On the evening of August 14, 1996, it seemed as if the whole world was in Arequipa to watch the show. Tourists crammed into every available space to see music and dance groups that had come from as far away as Israel. But above all, they were there to enjoy the fireworks that would light up the waters of the Chili River.
As always, a prime vantage point was the cobbled Grau Bridge, and it was here that the crowds were most densely packed as the display got under way.
With their eyes dazzled by the fire erupting all around them, few would have noticed the high tension power cables that crossed the river high above the ancient structure. And when a carelessly aimed rocket exploded into one of the cables and brought it down on to the bridge, the consequences must have seemed at first like part of the pyrotechnics. In fact what onlookers lining the river banks were witnessing was a disaster almost too horrible to contemplate.

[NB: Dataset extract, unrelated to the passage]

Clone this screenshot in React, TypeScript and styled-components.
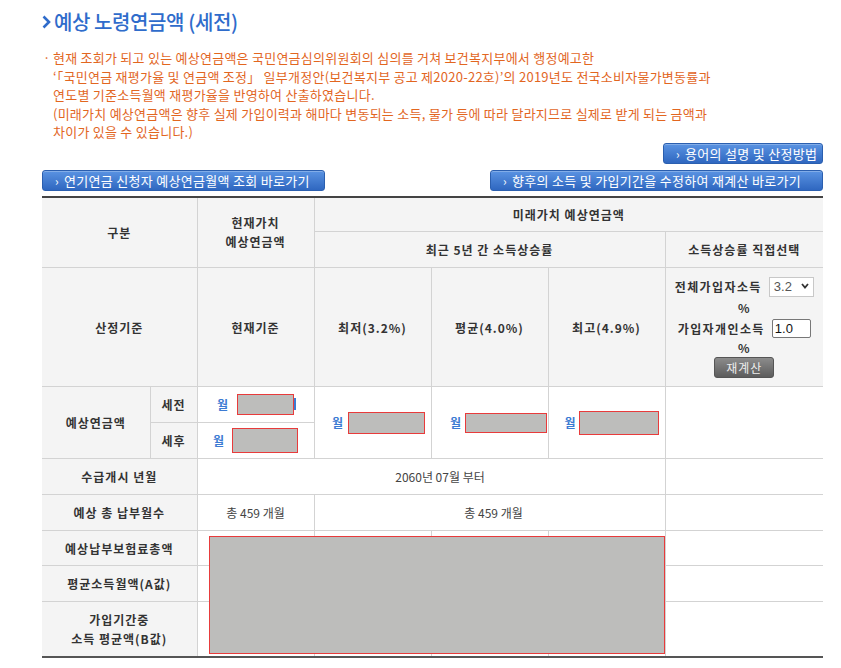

For the exposed ends of the broken cable unleashed a 10,000 volt current into the crowd, electrocuting dozens in an instant and igniting a deadly panic. Many would later describe how spectators struck by the cable spontaneously burst into flames, while television footage of the aftermath would show dozens of motionless bodies strewn across the bridge, several still burning.
Some 35 people died on the Grau Bridge that evening, and another 42 were seriously injured. Yet the disaster seems to have done little to dampen Arequipa's taste for festivity. With three volcanoes for neighbours and a reputation for earthquakes, it is perhaps a city that has learned to live with danger.